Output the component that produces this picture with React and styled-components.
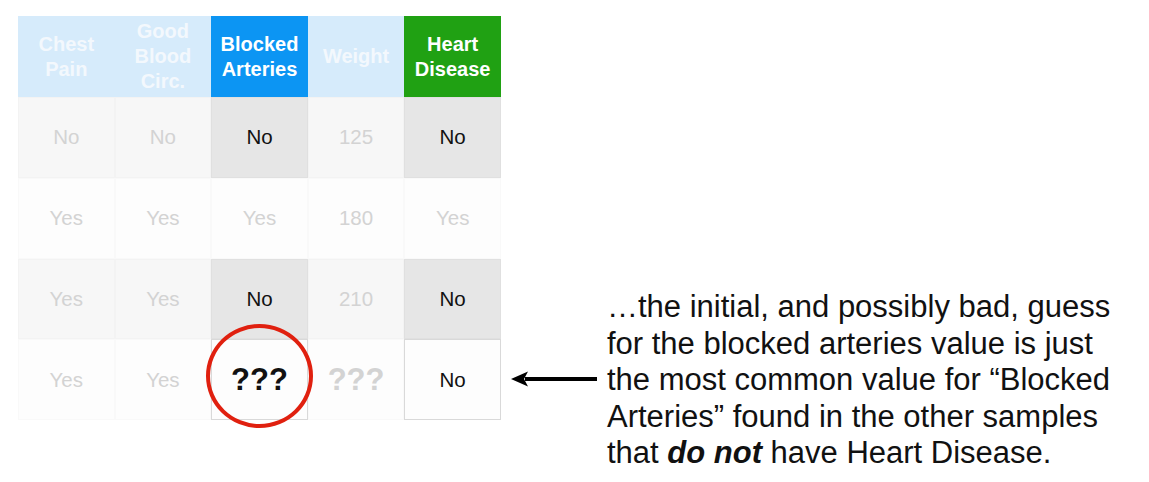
import React from 'react'
import styled, { createGlobalStyle } from 'styled-components'

const Global = createGlobalStyle`
  body {
    margin: 0;
    background: #fff;
    font-family: "Liberation Sans", Arial, sans-serif;
  }
`

const Page = styled.div`
  width: 1149px;
  height: 482px;
  display: flex;
  align-items: flex-start;
  padding: 16px 0 0 18px;
  box-sizing: border-box;
  overflow: hidden;
`

const Table = styled.div`
  display: grid;
  grid-template-columns: repeat(5, 96.6px);
  grid-template-rows: 81px repeat(4, 80.75px);
`

const headBg = { faded: '#d6ebfb', blue: '#0c95f3', green: '#20a113' }

const Head = styled.div`
  display: flex;
  align-items: center;
  justify-content: center;
  text-align: center;
  background: ${p => headBg[p.$kind]};
  color: ${p => (p.$kind === 'faded' ? '#f3f8fd' : '#fff')};
  font-weight: bold;
  font-size: 20px;
  line-height: 25px;
`

const Cell = styled.div`
  position: relative;
  display: flex;
  align-items: center;
  justify-content: center;
  box-sizing: border-box;
  background: ${p => (p.$hl ? '#e6e6e6' : p.$shade ? '#f7f7f7' : '#fdfdfd')};
  color: ${p => (p.$dark ? '#111' : '#d3d3d3')};
  border: 1px solid ${p => (p.$boxed ? '#d9d9d9' : p.$hl ? '#e0e0e0' : 'rgba(0,0,0,0.015)')};
  font-weight: ${p => (p.$big ? 'bold' : 'normal')};
  font-size: ${p => (p.$big ? '31px' : '20.5px')};
`

const Ring = styled.div`
  position: absolute;
  z-index: 2;
  left: -6px;
  top: -16px;
  width: 107px;
  height: 104px;
  box-sizing: border-box;
  border: 4px solid #e0200f;
  border-radius: 50%;
`

const Note = styled.div`
  display: flex;
  align-items: center;
  gap: 10px;
  margin: 273px 0 0 10px;
`

const Arrow = styled.svg`
  flex: none;
  margin-top: -2px;
`

const Text = styled.p`
  margin: 0;
  font-size: 31px;
  line-height: 36.5px;
  color: #111;
  white-space: nowrap;
`

const rows = [
  [
    { t: 'No', shade: true },
    { t: 'No', shade: true },
    { t: 'No', hl: true, dark: true },
    { t: '125', shade: true },
    { t: 'No', hl: true, dark: true },
  ],
  [{ t: 'Yes' }, { t: 'Yes' }, { t: 'Yes' }, { t: '180' }, { t: 'Yes' }],
  [
    { t: 'Yes', shade: true },
    { t: 'Yes', shade: true },
    { t: 'No', hl: true, dark: true },
    { t: '210', shade: true },
    { t: 'No', hl: true, dark: true },
  ],
  [
    { t: 'Yes' },
    { t: 'Yes' },
    { t: '???', dark: true, big: true, boxed: true, ring: true },
    { t: '???', big: true },
    { t: 'No', dark: true, boxed: true },
  ],
]

const heads = [
  { t: ['Chest', 'Pain'], k: 'faded' },
  { t: ['Good', 'Blood', 'Circ.'], k: 'faded' },
  { t: ['Blocked', 'Arteries'], k: 'blue' },
  { t: ['Weight'], k: 'faded' },
  { t: ['Heart', 'Disease'], k: 'green' },
]

export default function App() {
  return (
    <Page>
      <Global />
      <Table>
        {heads.map((h, i) => (
          <Head key={i} $kind={h.k}>
            <span>
              {h.t.map((w, j) => (
                <React.Fragment key={j}>
                  {j > 0 && <br />}
                  {w}
                </React.Fragment>
              ))}
            </span>
          </Head>
        ))}
        {rows.map((r, i) =>
          r.map((c, j) => (
            <Cell
              key={i + '-' + j}
              $shade={c.shade}
              $hl={c.hl}
              $dark={c.dark}
              $big={c.big}
              $boxed={c.boxed}
            >
              {c.t}
              {c.ring && <Ring />}
            </Cell>
          ))
        )}
      </Table>
      <Note>
        <Arrow width="86" height="20" viewBox="0 0 86 20">
          <line x1="14" y1="10" x2="86" y2="10" stroke="#000" strokeWidth="4" />
          <path d="M0 10 L17 2.5 L13 10 L17 17.5 Z" fill="#000" />
        </Arrow>
        <Text>
          …the initial, and possibly bad, guess
          <br />
          for the blocked arteries value is just
          <br />
          the most common value for “Blocked
          <br />
          Arteries” found in the other samples
          <br />
          that <b><i>do not</i></b> have Heart Disease.
        </Text>
      </Note>
    </Page>
  )
}
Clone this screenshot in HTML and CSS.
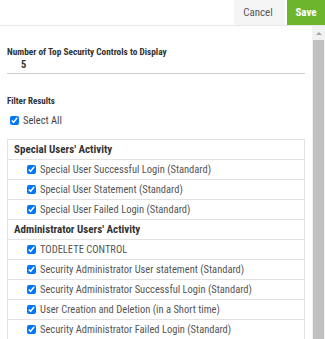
FILE: index.html
```html
<!DOCTYPE html>
<html lang="en">
<head>
    <meta charset="UTF-8">
    <title>Top Security Controls</title>
    <link rel="stylesheet" href="styles.css">
</head>
<body>
    <div class="toolbar">
        <button class="btn btn-cancel">Cancel</button>
        <button class="btn btn-save">Save</button>
    </div>
    <div class="panel">
        <div class="content">
            <div class="field">
                <label class="field-label">Number of Top Security Controls to Display</label>
                <div class="field-value">5</div>
            </div>

            <div class="filter-title">Filter Results</div>
            <label class="select-all">
                <input type="checkbox" checked>
                <span>Select All</span>
            </label>

            <div class="group-list">
                <div class="group-head">Special Users' Activity</div>
                <label class="item"><input type="checkbox" checked><span>Special User Successful Login (Standard)</span></label>
                <label class="item"><input type="checkbox" checked><span>Special User Statement (Standard)</span></label>
                <label class="item"><input type="checkbox" checked><span>Special User Failed Login (Standard)</span></label>

                <div class="group-head">Administrator Users' Activity</div>
                <label class="item"><input type="checkbox" checked><span>TODELETE CONTROL</span></label>
                <label class="item"><input type="checkbox" checked><span>Security Administrator User statement (Standard)</span></label>
                <label class="item"><input type="checkbox" checked><span>Security Administrator Successful Login (Standard)</span></label>
                <label class="item"><input type="checkbox" checked><span>User Creation and Deletion (in a Short time)</span></label>
                <label class="item"><input type="checkbox" checked><span>Security Administrator Failed Login (Standard)</span></label>
            </div>
        </div>
        <div class="scrollbar">
            <div class="scroll-up"></div>
            <div class="scroll-thumb"></div>
        </div>
    </div>
</body>
</html>
```

FILE: styles.css
```css
body {
    margin: 0;
    font-family: "Roboto Condensed", Roboto, sans-serif;
    background: #fff;
    color: #333;
    height: 339px;
    overflow: hidden;
}
.toolbar {
    display: flex;
    justify-content: flex-end;
    height: 25px;
    border-bottom: 1px solid #e8e8e8;
}
.btn {
    border: none;
    margin: 0;
    padding: 0;
    font-family: "Roboto Condensed", Roboto, sans-serif;
    font-size: 11px;
    cursor: pointer;
}
.btn-cancel {
    width: 51px;
    padding-right: 3px;
    background: #f5f5f5;
    color: #555;
    margin-right: 2px;
}
.btn-save {
    width: 38px;
    background: #6cb52d;
    color: #fff;
    font-weight: bold;
}
.panel {
    display: flex;
    height: 313px;
}
.content {
    flex: 1;
    padding: 0 7px;
    overflow: hidden;
}
.field {
    padding-top: 20px;
}
.field-label {
    display: block;
    font-size: 9.3px;
    font-weight: bold;
    line-height: 11px;
}
.field-value {
    font-size: 10.5px;
    font-weight: bold;
    padding: 2px 0 3px 14px;
    border-bottom: 1px solid #ccc;
    line-height: 11px;
}
.filter-title {
    margin-top: 22px;
    font-size: 9px;
    font-weight: bold;
    line-height: 11px;
}
.select-all {
    display: flex;
    align-items: center;
    margin: 8px 0 0 3px;
    font-size: 10.5px;
    color: #444;
    height: 11px;
}
input[type="checkbox"] {
    width: 9px;
    height: 9px;
    margin: 0 4px 0 0;
}
.group-list {
    margin-top: 13px;
    border: 1px solid #e2e2e2;
}
.group-head {
    height: 19px;
    line-height: 19px;
    padding-left: 6px;
    font-size: 11px;
    font-weight: bold;
    color: #333;
    border-bottom: 1px solid #e2e2e2;
}
.item {
    display: flex;
    align-items: center;
    height: 19px;
    padding-left: 19px;
    font-size: 10.5px;
    color: #555;
    border-bottom: 1px solid #e2e2e2;
}
.scrollbar {
    width: 13px;
    background: #f1f1f1;
    display: flex;
    flex-direction: column;
    align-items: center;
}
.scroll-up {
    margin-top: 6px;
    width: 0;
    height: 0;
    border-left: 3px solid transparent;
    border-right: 3px solid transparent;
    border-bottom: 3px solid #a3a3a3;
}
.scroll-thumb {
    margin-top: 5px;
    width: 11px;
    flex: 1;
    background: #c1c1c1;
}
```
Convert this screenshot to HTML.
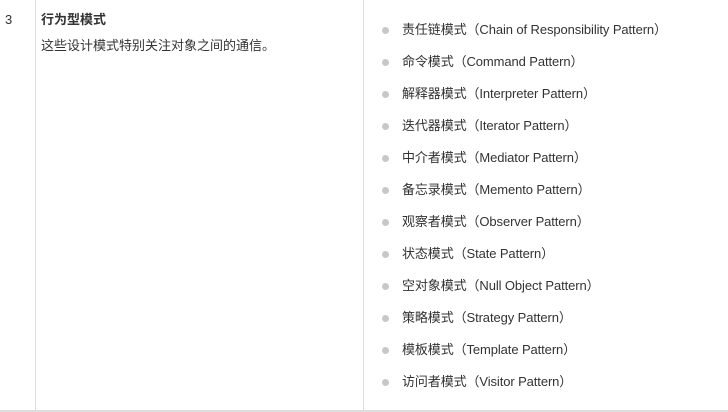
<!DOCTYPE html>
<html><head><meta charset="utf-8"><style>
body{margin:0;width:728px;height:412px;background:#fff;font-family:"Liberation Sans","Noto Sans CJK SC",sans-serif;font-size:13px;color:#333;position:relative;overflow:hidden}
.v{position:absolute;top:0;width:1px;height:411px;background:#ddd}
.b{position:absolute;left:0;top:410px;width:728px;height:2px;background:#ddd}
.t{position:absolute;white-space:nowrap;line-height:16px}
.dot{position:absolute;width:7px;height:7px;border-radius:50%;background:#c8c8c8}
</style></head><body>
<div class="v" style="left:35px"></div>
<div class="v" style="left:363px"></div>
<div class="b"></div>
<div class="t" style="left:5px;top:12px">3</div>
<div class="t" style="left:41px;top:12px;font-weight:bold">行为型模式</div>
<div class="t" style="left:41px;top:38px">这些设计模式特别关注对象之间的通信。</div>
<div id="l"></div>
<script>
var items=["责任链模式（Chain of Responsibility Pattern）","命令模式（Command Pattern）","解释器模式（Interpreter Pattern）","迭代器模式（Iterator Pattern）","中介者模式（Mediator Pattern）","备忘录模式（Memento Pattern）","观察者模式（Observer Pattern）","状态模式（State Pattern）","空对象模式（Null Object Pattern）","策略模式（Strategy Pattern）","模板模式（Template Pattern）","访问者模式（Visitor Pattern）"];
var h="";items.forEach(function(s,i){var y=29+32*i;h+='<div class="dot" style="left:382px;top:'+(y-2)+'px"></div><div class="t" style="left:402px;top:'+(y-7)+'px;letter-spacing:-0.1px">'+s+'</div>';});
document.getElementById("l").innerHTML=h;
</script>
</body></html>
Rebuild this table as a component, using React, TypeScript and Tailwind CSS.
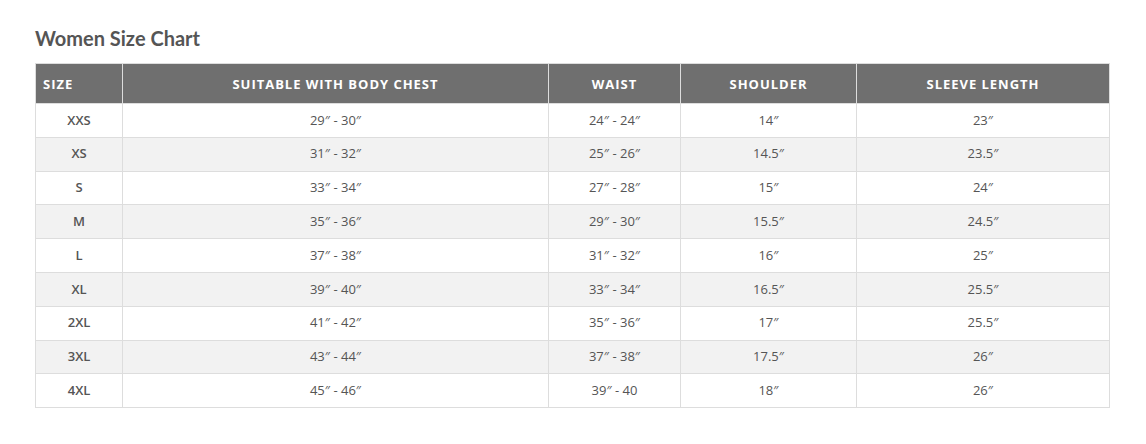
const rows = [
  ["XXS", "29″ - 30″", "24″ - 24″", "14″", "23″"],
  ["XS", "31″ - 32″", "25″ - 26″", "14.5″", "23.5″"],
  ["S", "33″ - 34″", "27″ - 28″", "15″", "24″"],
  ["M", "35″ - 36″", "29″ - 30″", "15.5″", "24.5″"],
  ["L", "37″ - 38″", "31″ - 32″", "16″", "25″"],
  ["XL", "39″ - 40″", "33″ - 34″", "16.5″", "25.5″"],
  ["2XL", "41″ - 42″", "35″ - 36″", "17″", "25.5″"],
  ["3XL", "43″ - 44″", "37″ - 38″", "17.5″", "26″"],
  ["4XL", "45″ - 46″", "39″ - 40", "18″", "26″"],
]

const headers = ["Suitable with body chest", "Waist", "Shoulder", "Sleeve length"]

export default function App() {
  return (
    <div className="min-h-screen bg-white px-[35px] pt-[25px] font-['Open_Sans',sans-serif] text-[#555]">
      <h2 className="font-['Lato',sans-serif] text-[20px] font-bold leading-[26px] text-[#555]">
        Women Size Chart
      </h2>
      <table className="mt-[12px] w-[1074px] table-fixed border-collapse text-[13px]">
        <colgroup>
          <col className="w-[87px]" />
          <col className="w-[426px]" />
          <col className="w-[132px]" />
          <col className="w-[176px]" />
          <col className="w-[253px]" />
        </colgroup>
        <thead>
          <tr className="h-[40px] bg-[#6f6f6f] text-white">
            <th className="border border-[#ddd] px-[7px] pt-[2px] text-left text-[13px] font-bold uppercase tracking-[0.075em]">
              Size
            </th>
            {headers.map((h) => (
              <th
                key={h}
                className="border border-[#ddd] pt-[2px] text-center text-[13px] font-bold uppercase tracking-[0.075em]"
              >
                {h}
              </th>
            ))}
          </tr>
        </thead>
        <tbody>
          {rows.map((r, i) => (
            <tr key={r[0]} className={i % 2 === 1 ? "h-[33.8px] bg-[#f2f2f2]" : "h-[33.8px] bg-white"}>
              {r.map((c, j) => (
                <td
                  key={j}
                  className={
                    j === 0
                      ? "border border-[#ddd] text-center font-semibold"
                      : "border border-[#ddd] text-center"
                  }
                >
                  {c}
                </td>
              ))}
            </tr>
          ))}
        </tbody>
      </table>
    </div>
  )
}
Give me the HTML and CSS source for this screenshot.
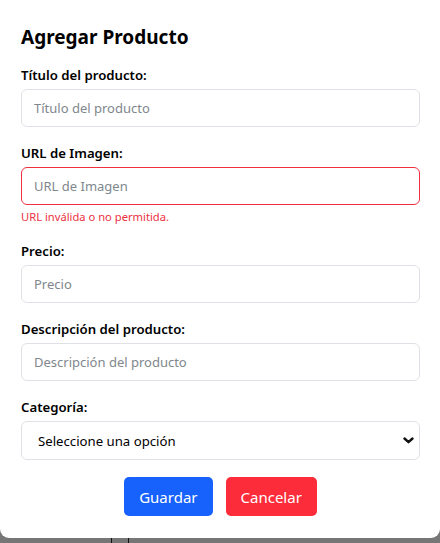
FILE: index.html
```html
<!DOCTYPE html>
<html lang="es">
<head>
<meta charset="utf-8">
<title>Agregar Producto</title>
<link rel="stylesheet" href="styles.css">
</head>
<body>
<div class="modal">
  <h2 class="title">Agregar Producto</h2>
  <form class="form">
    <div class="field">
      <label class="label">Título del producto:</label>
      <input class="control" type="text" placeholder="Título del producto">
    </div>
    <div class="field">
      <label class="label">URL de Imagen:</label>
      <input class="control invalid" type="text" placeholder="URL de Imagen">
      <div class="error">URL inválida o no permitida.</div>
    </div>
    <div class="field">
      <label class="label">Precio:</label>
      <input class="control" type="text" placeholder="Precio">
    </div>
    <div class="field">
      <label class="label">Descripción del producto:</label>
      <input class="control" type="text" placeholder="Descripción del producto">
    </div>
    <div class="field">
      <label class="label">Categoría:</label>
      <div class="select">
        <span>Seleccione una opción</span>
        <svg class="chev" width="11" height="7" viewBox="0 0 11 7"><path d="M1.5 1.5 L5.5 5.2 L9.5 1.5" fill="none" stroke="#111" stroke-width="2.4" stroke-linecap="round" stroke-linejoin="round"/></svg>
      </div>
    </div>
    <div class="actions">
      <button type="button" class="btn btn-primary">Guardar</button>
      <button type="button" class="btn btn-danger">Cancelar</button>
    </div>
  </form>
</div>
<div class="backdrop"></div>
</body>
</html>
```
FILE: styles.css
```css
* { box-sizing: border-box; }
html, body { margin: 0; padding: 0; }
body {
  width: 440px;
  height: 543px;
  background: #767676;
  font-family: "Noto Sans", "Open Sans", sans-serif;
  color: #212529;
  overflow: hidden;
}
.modal {
  background: #fff;
  height: 538px;
  border-radius: 0 0 9px 9px;
  padding: 24px 20px 0 21px;
}
.title {
  margin: 0 0 14px 0;
  font-size: 19px;
  font-weight: 700;
  line-height: 27px;
  color: #000;
}
.form { display: flex; flex-direction: column; }
.field { display: flex; flex-direction: column; margin-bottom: 16px; }
.label {
  font-size: 13.2px;
  font-weight: 600;
  line-height: 20px;
  margin-bottom: 4px;
  color: #000;
}
.control {
  height: 38px;
  width: 100%;
  border: 1px solid #dee2e6;
  border-radius: 6px;
  padding: 0 12px;
  font-family: inherit;
  font-size: 13px;
  color: #212529;
  background: #fff;
  outline: none;
}
.control::placeholder { color: #80878d; }
.control.invalid { border-color: #f0303f; }
.error {
  margin-top: 4px;
  font-size: 11.2px;
  line-height: 16px;
  color: #ec2f3e;
}
.select {
  height: 39px;
  border: 1px solid #dee2e6;
  border-radius: 6px;
  padding: 0 5px 0 16px;
  display: flex;
  align-items: center;
  justify-content: space-between;
  font-size: 13.2px;
  color: #000;
}
.actions {
  display: flex;
  justify-content: center;
  gap: 13px;
  margin-top: 1px;
}
.btn {
  height: 39px;
  border: none;
  border-radius: 5px;
  font-family: inherit;
  font-size: 15px;
  color: #fff;
  padding: 0 15px;
}
.btn-primary { background: #1761fd; }
.btn-danger { background: #fd2c3a; }
.backdrop {
  height: 5px;
  background: linear-gradient(to right, #767676 111px, #111 111px, #111 112px, #767676 112px, #767676 128px, #111 128px, #111 129px, #767676 129px);
}
```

----

Work to be completed: From the first line above to the line containing "blue: '#0c95f3', green: '#20a113'", repeat each line exactly. Pictures stay out.

Result below:
Output the component that produces this picture with React and styled-components.
import React from 'react'
import styled, { createGlobalStyle } from 'styled-components'

const Global = createGlobalStyle`
  body {
    margin: 0;
    background: #fff;
    font-family: "Liberation Sans", Arial, sans-serif;
  }
`

const Page = styled.div`
  width: 1149px;
  height: 482px;
  display: flex;
  align-items: flex-start;
  padding: 16px 0 0 18px;
  box-sizing: border-box;
  overflow: hidden;
`

const Table = styled.div`
  display: grid;
  grid-template-columns: repeat(5, 96.6px);
  grid-template-rows: 81px repeat(4, 80.75px);
`

const headBg = { faded: '#d6ebfb', blue: '#0c95f3', green: '#20a113' }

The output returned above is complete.